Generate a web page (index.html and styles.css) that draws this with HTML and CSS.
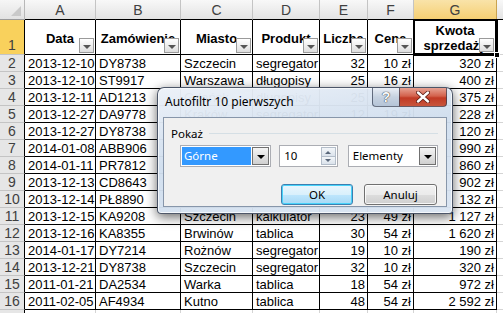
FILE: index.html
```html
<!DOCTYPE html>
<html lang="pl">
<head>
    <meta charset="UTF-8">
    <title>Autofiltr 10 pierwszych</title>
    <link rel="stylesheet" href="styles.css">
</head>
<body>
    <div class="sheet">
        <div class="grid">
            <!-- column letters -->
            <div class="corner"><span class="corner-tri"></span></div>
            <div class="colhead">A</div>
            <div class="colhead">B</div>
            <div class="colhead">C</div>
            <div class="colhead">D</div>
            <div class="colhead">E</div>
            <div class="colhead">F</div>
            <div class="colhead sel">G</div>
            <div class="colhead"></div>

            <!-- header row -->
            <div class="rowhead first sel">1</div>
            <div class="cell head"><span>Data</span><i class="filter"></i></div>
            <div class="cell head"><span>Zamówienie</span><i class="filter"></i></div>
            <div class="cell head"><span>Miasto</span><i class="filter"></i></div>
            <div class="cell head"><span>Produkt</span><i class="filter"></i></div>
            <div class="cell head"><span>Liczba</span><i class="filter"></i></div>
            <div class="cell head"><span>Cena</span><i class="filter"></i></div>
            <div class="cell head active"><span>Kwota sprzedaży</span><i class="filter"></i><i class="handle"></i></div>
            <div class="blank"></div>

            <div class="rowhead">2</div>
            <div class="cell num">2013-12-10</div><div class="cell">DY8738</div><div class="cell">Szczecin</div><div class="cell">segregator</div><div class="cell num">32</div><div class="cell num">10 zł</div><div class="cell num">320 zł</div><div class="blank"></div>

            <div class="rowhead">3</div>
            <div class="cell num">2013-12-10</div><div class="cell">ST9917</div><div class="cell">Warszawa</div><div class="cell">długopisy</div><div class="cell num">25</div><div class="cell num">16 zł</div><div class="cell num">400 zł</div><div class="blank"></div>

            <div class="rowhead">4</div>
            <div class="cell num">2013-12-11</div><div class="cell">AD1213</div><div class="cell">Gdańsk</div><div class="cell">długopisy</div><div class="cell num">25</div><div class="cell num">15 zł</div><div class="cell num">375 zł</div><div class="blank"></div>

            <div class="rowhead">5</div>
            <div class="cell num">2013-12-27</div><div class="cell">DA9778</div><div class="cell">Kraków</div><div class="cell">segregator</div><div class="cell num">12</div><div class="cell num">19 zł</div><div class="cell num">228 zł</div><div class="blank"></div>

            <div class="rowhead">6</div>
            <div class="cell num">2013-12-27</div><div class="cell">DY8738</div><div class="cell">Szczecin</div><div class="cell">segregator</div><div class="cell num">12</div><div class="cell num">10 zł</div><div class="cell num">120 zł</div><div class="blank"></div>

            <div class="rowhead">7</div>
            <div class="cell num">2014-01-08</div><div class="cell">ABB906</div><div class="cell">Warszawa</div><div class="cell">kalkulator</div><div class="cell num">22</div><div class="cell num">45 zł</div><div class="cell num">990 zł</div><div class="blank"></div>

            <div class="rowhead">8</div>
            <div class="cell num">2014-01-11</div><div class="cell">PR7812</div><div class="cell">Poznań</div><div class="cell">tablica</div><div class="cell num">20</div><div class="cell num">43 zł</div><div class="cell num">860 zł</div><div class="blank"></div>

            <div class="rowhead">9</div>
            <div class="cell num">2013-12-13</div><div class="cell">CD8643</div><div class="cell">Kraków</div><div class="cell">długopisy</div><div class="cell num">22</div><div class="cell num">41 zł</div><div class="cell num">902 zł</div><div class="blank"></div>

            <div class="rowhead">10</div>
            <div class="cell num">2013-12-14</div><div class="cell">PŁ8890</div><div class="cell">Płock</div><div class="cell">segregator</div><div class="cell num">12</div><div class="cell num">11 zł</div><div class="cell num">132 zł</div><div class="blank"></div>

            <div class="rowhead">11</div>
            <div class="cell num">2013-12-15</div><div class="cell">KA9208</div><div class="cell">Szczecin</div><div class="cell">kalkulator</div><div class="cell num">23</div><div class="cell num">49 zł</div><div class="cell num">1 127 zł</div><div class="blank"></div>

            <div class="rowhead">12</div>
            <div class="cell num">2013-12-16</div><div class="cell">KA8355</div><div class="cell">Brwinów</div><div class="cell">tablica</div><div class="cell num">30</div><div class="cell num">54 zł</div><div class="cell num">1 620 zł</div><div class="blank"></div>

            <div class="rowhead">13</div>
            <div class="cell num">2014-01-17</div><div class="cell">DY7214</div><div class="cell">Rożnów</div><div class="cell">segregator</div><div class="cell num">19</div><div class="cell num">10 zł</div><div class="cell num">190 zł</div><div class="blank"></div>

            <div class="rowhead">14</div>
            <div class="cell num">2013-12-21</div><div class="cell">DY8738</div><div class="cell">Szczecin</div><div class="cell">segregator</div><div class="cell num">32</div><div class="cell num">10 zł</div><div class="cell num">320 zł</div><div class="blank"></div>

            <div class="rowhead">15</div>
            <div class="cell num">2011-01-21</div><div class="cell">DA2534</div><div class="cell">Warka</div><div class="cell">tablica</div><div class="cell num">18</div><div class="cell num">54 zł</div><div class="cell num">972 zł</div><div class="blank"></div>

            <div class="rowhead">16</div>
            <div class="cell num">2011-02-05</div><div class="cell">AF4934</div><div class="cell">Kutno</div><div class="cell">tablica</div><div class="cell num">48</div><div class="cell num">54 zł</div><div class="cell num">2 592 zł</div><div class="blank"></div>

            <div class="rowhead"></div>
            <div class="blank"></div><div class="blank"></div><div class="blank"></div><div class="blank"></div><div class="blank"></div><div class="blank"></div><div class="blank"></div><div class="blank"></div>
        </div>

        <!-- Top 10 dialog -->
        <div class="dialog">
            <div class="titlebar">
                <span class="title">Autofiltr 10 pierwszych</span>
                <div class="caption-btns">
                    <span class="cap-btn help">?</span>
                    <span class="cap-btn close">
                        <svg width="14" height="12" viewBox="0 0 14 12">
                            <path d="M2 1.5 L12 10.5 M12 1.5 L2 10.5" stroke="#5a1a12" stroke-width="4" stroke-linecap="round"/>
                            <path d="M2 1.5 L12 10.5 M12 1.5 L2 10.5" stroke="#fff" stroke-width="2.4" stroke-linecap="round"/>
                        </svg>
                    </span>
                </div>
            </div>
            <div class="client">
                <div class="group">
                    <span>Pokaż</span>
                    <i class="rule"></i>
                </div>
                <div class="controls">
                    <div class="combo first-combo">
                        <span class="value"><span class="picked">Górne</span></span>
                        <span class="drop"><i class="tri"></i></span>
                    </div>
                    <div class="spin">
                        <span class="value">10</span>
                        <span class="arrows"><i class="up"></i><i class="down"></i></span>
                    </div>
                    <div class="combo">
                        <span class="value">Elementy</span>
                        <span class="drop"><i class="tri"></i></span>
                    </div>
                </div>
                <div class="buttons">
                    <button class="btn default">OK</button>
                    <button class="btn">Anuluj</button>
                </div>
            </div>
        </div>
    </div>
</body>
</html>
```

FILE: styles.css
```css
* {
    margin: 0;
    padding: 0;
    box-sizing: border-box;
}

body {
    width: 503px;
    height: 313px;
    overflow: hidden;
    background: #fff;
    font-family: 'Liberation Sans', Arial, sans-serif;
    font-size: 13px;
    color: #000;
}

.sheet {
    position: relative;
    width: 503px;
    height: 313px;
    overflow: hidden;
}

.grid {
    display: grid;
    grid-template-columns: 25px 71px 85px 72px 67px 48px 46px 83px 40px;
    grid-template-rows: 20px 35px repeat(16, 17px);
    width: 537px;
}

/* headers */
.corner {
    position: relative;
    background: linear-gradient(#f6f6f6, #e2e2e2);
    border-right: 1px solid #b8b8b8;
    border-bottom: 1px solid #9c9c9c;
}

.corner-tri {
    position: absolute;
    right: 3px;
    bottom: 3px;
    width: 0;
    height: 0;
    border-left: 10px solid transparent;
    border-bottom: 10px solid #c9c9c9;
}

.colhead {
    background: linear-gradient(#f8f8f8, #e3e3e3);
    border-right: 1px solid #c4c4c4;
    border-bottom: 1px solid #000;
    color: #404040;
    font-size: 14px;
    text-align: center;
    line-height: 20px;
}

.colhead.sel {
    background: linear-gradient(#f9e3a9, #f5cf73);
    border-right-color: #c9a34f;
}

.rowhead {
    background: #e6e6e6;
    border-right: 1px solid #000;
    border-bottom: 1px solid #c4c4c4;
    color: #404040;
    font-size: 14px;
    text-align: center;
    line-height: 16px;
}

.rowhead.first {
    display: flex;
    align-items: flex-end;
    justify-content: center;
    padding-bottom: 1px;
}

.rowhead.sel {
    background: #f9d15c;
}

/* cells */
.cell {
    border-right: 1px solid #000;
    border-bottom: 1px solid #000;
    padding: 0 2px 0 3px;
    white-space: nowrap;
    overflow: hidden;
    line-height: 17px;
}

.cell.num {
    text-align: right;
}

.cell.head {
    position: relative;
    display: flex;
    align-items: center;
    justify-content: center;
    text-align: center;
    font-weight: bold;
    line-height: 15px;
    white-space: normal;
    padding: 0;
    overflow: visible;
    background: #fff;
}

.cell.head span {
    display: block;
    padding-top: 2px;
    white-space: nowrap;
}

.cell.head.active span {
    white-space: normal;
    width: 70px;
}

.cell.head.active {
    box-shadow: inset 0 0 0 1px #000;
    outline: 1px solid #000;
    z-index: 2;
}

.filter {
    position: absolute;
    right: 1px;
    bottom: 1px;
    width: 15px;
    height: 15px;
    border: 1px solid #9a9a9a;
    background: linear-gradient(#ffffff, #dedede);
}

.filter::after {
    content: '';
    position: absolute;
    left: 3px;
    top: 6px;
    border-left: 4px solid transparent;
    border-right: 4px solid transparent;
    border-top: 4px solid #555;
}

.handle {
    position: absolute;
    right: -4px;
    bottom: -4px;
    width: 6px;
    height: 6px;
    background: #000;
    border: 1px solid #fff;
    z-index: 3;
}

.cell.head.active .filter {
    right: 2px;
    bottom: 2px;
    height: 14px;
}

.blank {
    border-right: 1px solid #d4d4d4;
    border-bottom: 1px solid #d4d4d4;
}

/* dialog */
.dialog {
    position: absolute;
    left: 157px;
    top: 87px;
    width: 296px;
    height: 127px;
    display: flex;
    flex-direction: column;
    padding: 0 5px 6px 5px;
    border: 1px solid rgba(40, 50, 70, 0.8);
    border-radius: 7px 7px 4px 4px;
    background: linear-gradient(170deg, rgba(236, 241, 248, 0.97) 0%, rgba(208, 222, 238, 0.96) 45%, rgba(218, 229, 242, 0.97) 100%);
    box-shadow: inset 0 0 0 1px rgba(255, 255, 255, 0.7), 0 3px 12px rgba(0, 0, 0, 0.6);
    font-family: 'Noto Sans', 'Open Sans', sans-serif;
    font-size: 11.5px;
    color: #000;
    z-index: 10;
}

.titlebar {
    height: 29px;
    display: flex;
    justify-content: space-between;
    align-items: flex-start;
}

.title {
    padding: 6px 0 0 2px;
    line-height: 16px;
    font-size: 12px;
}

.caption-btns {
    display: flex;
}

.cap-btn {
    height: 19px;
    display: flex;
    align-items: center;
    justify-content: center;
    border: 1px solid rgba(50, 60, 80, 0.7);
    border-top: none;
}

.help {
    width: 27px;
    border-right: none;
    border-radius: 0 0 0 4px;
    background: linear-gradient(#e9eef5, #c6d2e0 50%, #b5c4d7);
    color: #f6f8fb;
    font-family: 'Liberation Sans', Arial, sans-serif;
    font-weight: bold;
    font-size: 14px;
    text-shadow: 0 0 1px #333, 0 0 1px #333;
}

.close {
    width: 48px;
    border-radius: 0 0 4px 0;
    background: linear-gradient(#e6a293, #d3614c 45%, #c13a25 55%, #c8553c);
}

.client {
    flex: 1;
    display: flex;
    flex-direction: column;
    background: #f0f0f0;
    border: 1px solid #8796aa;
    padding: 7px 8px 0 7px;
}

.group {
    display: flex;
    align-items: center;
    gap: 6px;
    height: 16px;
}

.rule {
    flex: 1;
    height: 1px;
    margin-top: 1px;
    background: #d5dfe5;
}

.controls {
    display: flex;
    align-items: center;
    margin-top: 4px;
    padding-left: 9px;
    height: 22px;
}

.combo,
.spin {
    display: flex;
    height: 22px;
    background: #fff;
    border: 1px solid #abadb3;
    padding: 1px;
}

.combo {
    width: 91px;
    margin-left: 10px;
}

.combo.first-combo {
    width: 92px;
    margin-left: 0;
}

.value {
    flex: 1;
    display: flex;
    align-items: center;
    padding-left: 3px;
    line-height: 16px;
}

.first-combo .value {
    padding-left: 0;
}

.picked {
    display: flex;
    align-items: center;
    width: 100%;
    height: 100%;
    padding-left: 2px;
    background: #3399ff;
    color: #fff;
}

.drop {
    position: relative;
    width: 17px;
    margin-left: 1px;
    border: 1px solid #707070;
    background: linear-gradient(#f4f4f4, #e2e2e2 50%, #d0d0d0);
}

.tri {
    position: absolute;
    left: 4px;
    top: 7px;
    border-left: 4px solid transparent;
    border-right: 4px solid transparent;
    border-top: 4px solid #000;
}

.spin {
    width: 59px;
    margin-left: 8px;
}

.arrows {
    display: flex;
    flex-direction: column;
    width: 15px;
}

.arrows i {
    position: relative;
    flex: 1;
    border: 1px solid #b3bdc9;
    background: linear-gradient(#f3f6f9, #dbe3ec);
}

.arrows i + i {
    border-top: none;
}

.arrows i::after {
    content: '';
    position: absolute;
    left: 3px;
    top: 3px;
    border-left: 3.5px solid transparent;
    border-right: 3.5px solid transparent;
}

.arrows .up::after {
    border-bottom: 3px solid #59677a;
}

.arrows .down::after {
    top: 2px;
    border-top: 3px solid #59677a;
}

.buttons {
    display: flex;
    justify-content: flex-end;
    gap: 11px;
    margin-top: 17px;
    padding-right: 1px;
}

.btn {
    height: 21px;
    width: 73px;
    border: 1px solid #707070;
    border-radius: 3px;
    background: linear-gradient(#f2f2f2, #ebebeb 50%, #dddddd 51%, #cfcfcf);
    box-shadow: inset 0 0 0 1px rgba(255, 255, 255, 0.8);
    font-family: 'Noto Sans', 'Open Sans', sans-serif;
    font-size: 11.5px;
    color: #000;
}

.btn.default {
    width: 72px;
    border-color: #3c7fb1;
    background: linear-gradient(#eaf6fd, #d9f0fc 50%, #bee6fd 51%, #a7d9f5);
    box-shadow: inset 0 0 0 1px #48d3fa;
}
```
····················
:: AIM OF THE EXERCISE ::
Where a line above holds the string "styles", show that line.

:: RESPONSE TO THE EXERCISE ::
Generate a web page (index.html and styles.css) that draws this with HTML and CSS.
    <link rel="stylesheet" href="styles.css">
FILE: styles.css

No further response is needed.